I don't know much about the originalist cases for or against treating corporations as "persons," i.e., what the historical evidence is, but Scalia has acknowledged the value of stare decisis and agrees that it is sometimes OK to acquiesce in long-settled doctrines that perhaps he wouldn't have agreed with if writing on a fresh slate.
Posted by: J. J. at April 10, 2003 11:24 AM
Full disclosure first: I work for State Farm. That said, I appreciate your coverage of this story. I am so far removed from this activity that I only heard about it yesterday.
I did want to make on clarification though. A paragraph reads: So it's unreasonable to significantly decrease shareholder profits for an insurance company that commits fraud...
State Farm doesn't have any shareholders. It's a mutual company, so any money that isn't used to run the business is given back to the policyholders (depending on claim rates and many, many other factors that I have little clue about).
State Farm may or may not have questionable legal tactics, but there are many people that go to work each day thinking, "Is what I am doing right now a good use of policyholder dollars?" Really.
And lastly, in a CYA move, the opinions expressed here are my own and are not necessarily the opinions of State Farm (or Major League Baseball for that matter).

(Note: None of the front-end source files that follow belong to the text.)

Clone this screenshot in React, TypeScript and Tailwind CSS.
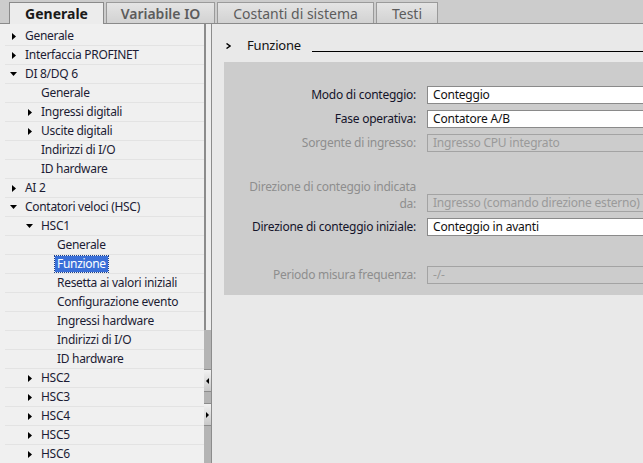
import React from "react";

type Item = { label: string; level: number; arrow?: "right" | "down"; selected?: boolean };

const items: Item[] = [
  { label: "Generale", level: 0, arrow: "right" },
  { label: "Interfaccia PROFINET", level: 0, arrow: "right" },
  { label: "DI 8/DQ 6", level: 0, arrow: "down" },
  { label: "Generale", level: 1 },
  { label: "Ingressi digitali", level: 1, arrow: "right" },
  { label: "Uscite digitali", level: 1, arrow: "right" },
  { label: "Indirizzi di I/O", level: 1 },
  { label: "ID hardware", level: 1 },
  { label: "AI 2", level: 0, arrow: "right" },
  { label: "Contatori veloci (HSC)", level: 0, arrow: "down" },
  { label: "HSC1", level: 1, arrow: "down" },
  { label: "Generale", level: 2 },
  { label: "Funzione", level: 2, selected: true },
  { label: "Resetta ai valori iniziali", level: 2 },
  { label: "Configurazione evento", level: 2 },
  { label: "Ingressi hardware", level: 2 },
  { label: "Indirizzi di I/O", level: 2 },
  { label: "ID hardware", level: 2 },
  { label: "HSC2", level: 1, arrow: "right" },
  { label: "HSC3", level: 1, arrow: "right" },
  { label: "HSC4", level: 1, arrow: "right" },
  { label: "HSC5", level: 1, arrow: "right" },
  { label: "HSC6", level: 1, arrow: "right" },
];

function Arrow({ dir }: { dir?: "right" | "down" }) {
  if (!dir) return <span className="w-[9px]" />;
  return (
    <span className="w-[9px] flex items-center justify-center">
      {dir === "right" ? (
        <svg width="4" height="7" viewBox="0 0 4 7">
          <path d="M0 0 L4 3.5 L0 7 Z" fill="#000" />
        </svg>
      ) : (
        <svg width="7" height="4" viewBox="0 0 7 4">
          <path d="M0 0 L7 0 L3.5 4 Z" fill="#000" />
        </svg>
      )}
    </span>
  );
}

function TreeRow({ item }: { item: Item }) {
  const pad = ["pl-[4px]", "pl-[20px]", "pl-[36px]"][item.level];
  return (
    <div className="h-[19px] pl-[5px]">
      <div className="h-[19px] border-b border-[#e3e3e3] flex items-center">
        <div className={`flex items-center ${pad}`}>
          <Arrow dir={item.arrow} />
          <span className="w-[7px]" />
          {item.selected ? (
            <span className="bg-[#3a6fd8] text-white px-[2px] -ml-[2px] leading-[16px] outline outline-1 outline-dotted outline-[#1b3f8a]">
              {item.label}
            </span>
          ) : (
            <span className="text-[#1c1c34]">{item.label}</span>
          )}
        </div>
      </div>
    </div>
  );
}

function Tab({ label, active, w, semi }: { label: string; active?: boolean; w: string; semi?: boolean }) {
  if (active) {
    return (
      <div
        className={`${w} h-[22px] -mb-px bg-[#ececec] border border-b-0 border-[#8a8a8a] flex items-center justify-center text-[14px] font-bold text-[#1a1a1a]`}
      >
        {label}
      </div>
    );
  }
  return (
    <div
      className={`${w} h-[21px] bg-gradient-to-b from-[#e4e4e4] to-[#d2d2d2] border border-b-0 border-[#9a9a9a] flex items-center justify-center text-[14px] ${semi ? "font-semibold" : "font-normal"} text-[#5c5c5c]`}
    >
      {label}
    </div>
  );
}

function Field({
  label,
  value,
  disabled,
  twoLine,
}: {
  label: React.ReactNode;
  value: string;
  disabled?: boolean;
  twoLine?: boolean;
}) {
  return (
    <div className={`flex ${twoLine ? "items-end" : "items-center"}`}>
      <div
        className={`w-[194px] text-right pr-[2px] shrink-0 tracking-[-0.25px] ${twoLine ? "leading-[17px]" : "leading-[18px]"} ${
          disabled ? "text-[#8e8e8e]" : "text-[#14142a]"
        }`}
      >
        {label}
      </div>
      <div
        className={`ml-[9px] w-[260px] h-[18px] shrink-0 flex items-center pl-[5px] border whitespace-nowrap overflow-hidden tracking-[-0.2px] ${
          disabled ? "border-[#a3a3a3] text-[#9a9a9a] bg-transparent" : "border-[#8a8a8a] bg-white text-[#111]"
        }`}
      >
        {value}
      </div>
    </div>
  );
}

export default function App() {
  return (
    <div
      className="w-[643px] h-[463px] overflow-hidden bg-[#cccccc] flex flex-col text-[12px]"
      style={{ fontFamily: '"Noto Sans", "Open Sans", sans-serif' }}
    >
      {/* Tab bar */}
      <div className="h-[24px] shrink-0 flex items-end gap-[2px] pl-[9px] border-b border-[#8a8a8a] relative z-10">
        <Tab label="Generale" active w="w-[95px]" />
        <Tab label="Variabile IO" w="w-[109px]" semi />
        <Tab label="Costanti di sistema" w="w-[157px]" />
        <Tab label="Testi" w="w-[62px]" />
      </div>

      {/* Body */}
      <div className="flex flex-1 min-h-0">
        {/* Tree */}
        <div className="w-[204px] shrink-0 bg-[#f0f0f0] pt-[3px] overflow-hidden tracking-[-0.3px]">
          {items.map((it, i) => (
            <TreeRow key={i} item={it} />
          ))}
        </div>

        {/* Scrollbar / splitter */}
        <div className="w-[8px] shrink-0 flex flex-col bg-[#b4b4b4] border-r border-[#8c8c8c]">
          <div className="h-[306px] bg-[#eeeeee] border-l-2 border-[#8c8c8c]" />
          <div className="h-[39px]" />
          <div className="h-[23px] bg-gradient-to-b from-[#f2f2f2] to-[#c8c8c8] border-y border-[#8c8c8c] flex items-center justify-center">
            <svg width="3" height="6" viewBox="0 0 3 6">
              <path d="M3 0 L0 3 L3 6 Z" fill="#000" />
            </svg>
          </div>
          <div className="h-[11px]" />
          <div className="h-[23px] bg-gradient-to-b from-[#f2f2f2] to-[#c8c8c8] border-y border-[#8c8c8c] flex items-center justify-center">
            <svg width="3" height="6" viewBox="0 0 3 6">
              <path d="M0 0 L3 3 L0 6 Z" fill="#000" />
            </svg>
          </div>
        </div>

        {/* Right panel */}
        <div className="flex-1 min-w-0 bg-[#e9e9e9] overflow-hidden">
          <div className="flex items-center h-[18px] mt-[13px] ml-[14px]">
            <svg width="5" height="6" viewBox="0 0 5 6" className="shrink-0">
              <path d="M0.5 0.5 L4 3 L0.5 5.5" fill="none" stroke="#000" strokeWidth="1.4" />
            </svg>
            <span className="ml-[16px] text-[13px] text-[#111] tracking-[-0.2px]">Funzione</span>
            <div className="flex-1 h-px bg-black self-end mb-[3px] ml-[11px]" />
          </div>

          <div className="mt-[7px] ml-[12px] h-[233px] bg-[#cccccc] pt-[24px] flex flex-col">
            <Field label="Modo di conteggio:" value="Conteggio" />
            <div className="mt-[6px]">
              <Field label="Fase operativa:" value="Contatore A/B" />
            </div>
            <div className="mt-[6px]">
              <Field label="Sorgente di ingresso:" value="Ingresso CPU integrato" disabled />
            </div>
            <div className="mt-[26px]">
              <Field
                label={
                  <>
                    Direzione di conteggio indicata
                    <br />
                    da:
                  </>
                }
                value="Ingresso (comando direzione esterno)"
                disabled
                twoLine
              />
            </div>
            <div className="mt-[6px]">
              <Field label="Direzione di conteggio iniziale:" value="Conteggio in avanti" />
            </div>
            <div className="mt-[30px]">
              <Field label="Periodo misura frequenza:" value="-/-" disabled />
            </div>
          </div>
        </div>
      </div>
    </div>
  );
}
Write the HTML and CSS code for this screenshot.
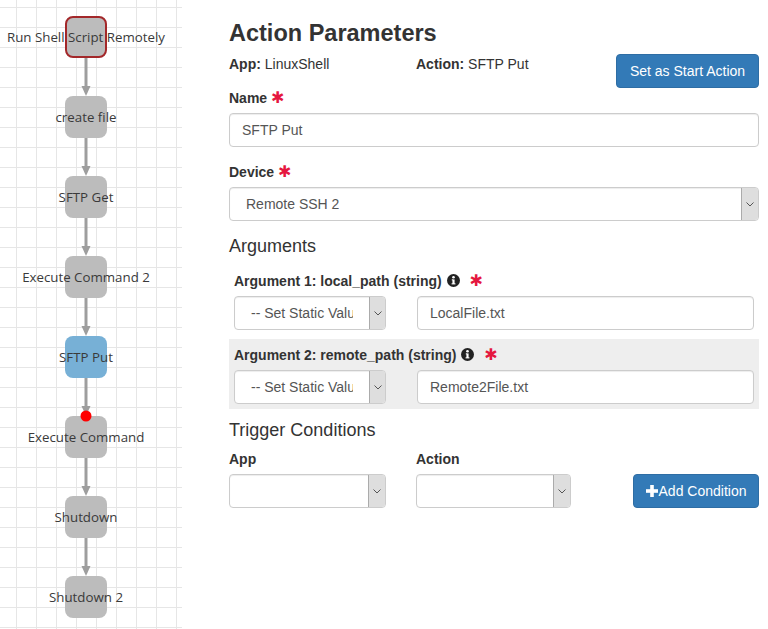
FILE: index.html
```html
<!DOCTYPE html>
<html>
<head>
<meta charset="utf-8">
<link rel="stylesheet" href="styles.css">
</head>
<body>
<div class="page">
  <div class="canvas">
    <svg class="graph" width="182" height="629" viewBox="0 0 182 629">
      <defs>
        <g id="edge">
          <line x1="86" y1="0" x2="86" y2="30" stroke="#9e9e9e" stroke-width="3"/>
          <polygon points="81.5,28 90.5,28 86,38" fill="#9e9e9e"/>
        </g>
      </defs>
      <use href="#edge" x="0" y="58"/>
      <use href="#edge" x="0" y="138"/>
      <use href="#edge" x="0" y="218"/>
      <use href="#edge" x="0" y="298"/>
      <use href="#edge" x="0" y="378"/>
      <use href="#edge" x="0" y="458"/>
      <use href="#edge" x="0" y="538"/>

      <rect class="node start" x="66" y="17" width="40" height="40" rx="7"/>
      <rect class="node" x="65" y="96" width="42" height="42" rx="8"/>
      <rect class="node" x="65" y="176" width="42" height="42" rx="8"/>
      <rect class="node" x="65" y="256" width="42" height="42" rx="8"/>
      <rect class="node selected" x="65" y="336" width="42" height="42" rx="8"/>
      <rect class="node" x="65" y="416" width="42" height="42" rx="8"/>
      <rect class="node" x="65" y="496" width="42" height="42" rx="8"/>
      <rect class="node" x="65" y="576" width="42" height="42" rx="8"/>

      <circle cx="86" cy="416" r="5.5" fill="#ff0000"/>

      <text class="lbl" x="86" y="42">Run Shell Script Remotely</text>
      <text class="lbl" x="86" y="122">create file</text>
      <text class="lbl" x="86" y="202">SFTP Get</text>
      <text class="lbl" x="86" y="282">Execute Command 2</text>
      <text class="lbl" x="86" y="362">SFTP Put</text>
      <text class="lbl" x="86" y="442">Execute Command</text>
      <text class="lbl" x="86" y="522">Shutdown</text>
      <text class="lbl" x="86" y="602">Shutdown 2</text>
    </svg>
  </div>

  <div class="panel">
    <h3 class="title">Action Parameters</h3>
    <div class="meta-row">
      <div class="meta meta-app"><b>App:</b> LinuxShell</div>
      <div class="meta meta-action"><b>Action:</b> SFTP Put</div>
      <button class="btn btn-primary btn-start">Set as Start Action</button>
    </div>

    <div class="form-group">
      <label class="lbl-bold">Name <span class="req">✱</span></label>
      <input class="form-control" type="text" value="SFTP Put">
    </div>

    <div class="form-group">
      <label class="lbl-bold">Device <span class="req">✱</span></label>
      <div class="select">
        <span class="select-text">Remote SSH 2</span>
        <span class="select-arrow"><svg width="8" height="5" viewBox="0 0 8 5"><polyline points="0.5,0.5 4,4 7.5,0.5" fill="none" stroke="#555" stroke-width="1"/></svg></span>
      </div>
    </div>

    <h4 class="section">Arguments</h4>

    <div class="arg">
      <label class="lbl-bold">Argument 1: local_path (string) <svg class="info" width="13" height="13" viewBox="0 0 12 12"><circle cx="6" cy="6" r="6" fill="#222"/><circle cx="6" cy="3" r="1.2" fill="#fff"/><rect x="5" y="5" width="2" height="4.2" fill="#fff"/><rect x="4.2" y="8.6" width="3.6" height="1" fill="#fff"/><rect x="4.4" y="5" width="1.2" height="0.9" fill="#fff"/></svg> <span class="req req-gap">✱</span></label>
      <div class="arg-row">
        <div class="select select-sm">
          <span class="select-text">-- Set Static Value --</span>
          <span class="select-arrow"><svg width="8" height="5" viewBox="0 0 8 5"><polyline points="0.5,0.5 4,4 7.5,0.5" fill="none" stroke="#555" stroke-width="1"/></svg></span>
        </div>
        <input class="form-control" type="text" value="LocalFile.txt">
      </div>
    </div>

    <div class="arg arg-alt">
      <label class="lbl-bold">Argument 2: remote_path (string) <svg class="info" width="13" height="13" viewBox="0 0 12 12"><circle cx="6" cy="6" r="6" fill="#222"/><circle cx="6" cy="3" r="1.2" fill="#fff"/><rect x="5" y="5" width="2" height="4.2" fill="#fff"/><rect x="4.2" y="8.6" width="3.6" height="1" fill="#fff"/><rect x="4.4" y="5" width="1.2" height="0.9" fill="#fff"/></svg> <span class="req req-gap">✱</span></label>
      <div class="arg-row">
        <div class="select select-sm">
          <span class="select-text">-- Set Static Value --</span>
          <span class="select-arrow"><svg width="8" height="5" viewBox="0 0 8 5"><polyline points="0.5,0.5 4,4 7.5,0.5" fill="none" stroke="#555" stroke-width="1"/></svg></span>
        </div>
        <input class="form-control" type="text" value="Remote2File.txt">
      </div>
    </div>

    <h4 class="section section-trigger">Trigger Conditions</h4>
    <div class="trigger-row">
      <div class="trig-col trig-app">
        <label class="lbl-bold">App</label>
        <div class="select">
          <span class="select-text"></span>
          <span class="select-arrow"><svg width="8" height="5" viewBox="0 0 8 5"><polyline points="0.5,0.5 4,4 7.5,0.5" fill="none" stroke="#555" stroke-width="1"/></svg></span>
        </div>
      </div>
      <div class="trig-col trig-action">
        <label class="lbl-bold">Action</label>
        <div class="select">
          <span class="select-text"></span>
          <span class="select-arrow"><svg width="8" height="5" viewBox="0 0 8 5"><polyline points="0.5,0.5 4,4 7.5,0.5" fill="none" stroke="#555" stroke-width="1"/></svg></span>
        </div>
      </div>
      <button class="btn btn-primary btn-add"><svg class="plus" width="12" height="12" viewBox="0 0 12 12"><rect x="4.2" y="0" width="3.6" height="12" fill="#fff"/><rect x="0" y="4.2" width="12" height="3.6" fill="#fff"/></svg>Add Condition</button>
    </div>
  </div>
</div>
</body>
</html>
```
FILE: styles.css
```css
* { box-sizing: border-box; }
html, body { margin: 0; padding: 0; background: #fff; }
body {
  font-family: "Liberation Sans", Arial, sans-serif;
  font-size: 14px;
  line-height: 20px;
  color: #333;
}
.page {
  display: flex;
  align-items: flex-start;
  width: 768px;
  height: 629px;
  overflow: hidden;
}
.canvas {
  width: 182px;
  height: 629px;
  flex: 0 0 182px;
  background-color: #fff;
  background-image:
    linear-gradient(to right, #e6e6e6 1px, transparent 1px),
    linear-gradient(to bottom, #e6e6e6 1px, transparent 1px);
  background-size: 20px 20px;
  background-position: 16px 7px;
}
.graph { display: block; }
.node { fill: #bcbcbc; }
.node.start { stroke: #a3282a; stroke-width: 2; }
.node.selected { fill: #77b0d6; }
.lbl {
  font-family: "Open Sans", "Noto Sans", sans-serif;
  font-size: 13.3px;
  fill: #3a3a3a;
  text-anchor: middle;
}

.panel {
  margin-left: 47px;
  width: 530px;
  flex: 0 0 530px;
}
.title {
  margin: 20px 0 8px;
  font-size: 23.5px;
  line-height: 26px;
  font-weight: bold;
  color: #333;
}
.meta-row {
  display: flex;
  align-items: flex-start;
  height: 34px;
}
.meta { line-height: 20px; }
.meta-app { width: 187px; }
.meta-action { flex: 1; }
.btn {
  font-family: "Liberation Sans", Arial, sans-serif;
  font-size: 14px;
  line-height: 20px;
  border-radius: 4px;
  padding: 6px 12px;
  height: 34px;
  cursor: pointer;
}
.btn-primary {
  background: #337ab7;
  border: 1px solid #2e6da4;
  color: #fff;
}
.btn-start { width: 143px; }

.form-group { margin-bottom: 15px; }
.lbl-bold {
  display: block;
  font-weight: bold;
  margin-bottom: 5px;
  line-height: 20px;
}
.req {
  color: #e5173f;
  font-family: "DejaVu Sans", sans-serif;
  font-size: 16px;
  font-weight: bold;
  line-height: 20px;
}
.req-gap { margin-left: 6px; }
.info { vertical-align: -1px; margin-left: 1px; }

.form-control {
  display: block;
  width: 100%;
  height: 34px;
  padding: 6px 12px;
  font-family: "Liberation Sans", Arial, sans-serif;
  font-size: 14px;
  line-height: 20px;
  color: #555;
  background: #fff;
  border: 1px solid #ccc;
  border-radius: 4px;
  box-shadow: inset 0 1px 1px rgba(0,0,0,.075);
  outline: none;
}
.select {
  display: flex;
  align-items: stretch;
  height: 34px;
  border: 1px solid #ccc;
  border-radius: 4px;
  background: #fff;
  box-shadow: inset 0 1px 1px rgba(0,0,0,.075);
  overflow: hidden;
}
.select-text {
  flex: 1;
  min-width: 0;
  padding-left: 16px;
  line-height: 32px;
  color: #555;
  white-space: nowrap;
  overflow: hidden;
}
.select-sm .select-text { margin-right: 16px; }
.select-arrow {
  flex: 0 0 17px;
  background: #dedede;
  border-left: 1px solid #ababab;
  display: flex;
  align-items: center;
  justify-content: center;
}
.select-sm .select-arrow { flex-basis: 16px; }

.section {
  margin: 1px 0 9px;
  font-size: 18px;
  font-weight: normal;
  line-height: 20px;
  color: #333;
}
.arg {
  padding: 6px 5px 5px;
  margin-bottom: 4px;
}
.arg-alt { background: #eee; }
.arg-row {
  display: grid;
  grid-template-columns: 152px 1fr;
  column-gap: 31px;
}
.section-trigger { margin: 11px 0 9px; }
.trigger-row {
  display: flex;
  align-items: flex-end;
}
.trig-app { width: 157px; margin-right: 30px; }
.trig-action { width: 155px; margin-right: 62px; }
.btn-add {
  width: 126px;
  padding: 6px 0;
  display: flex;
  align-items: center;
  justify-content: center;
}
.plus { margin-right: 1px; }
```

Keep up the good work. You may or may not want to pass this clarification along to those who have linked to and quoted from your article.
Posted by: fajalar at April 11, 2003 09:16 PM
Scalia's respect for precedent is arbitrary - and Thomas's is even less, but why are neither willing to even cite this peculiar rule as a violation of their "originalist" and "judicial restraint" theories ? Answer: at least Scalia's legal reasoning is informed more by a kind of reactionary corporatism than by anything in the US constitution.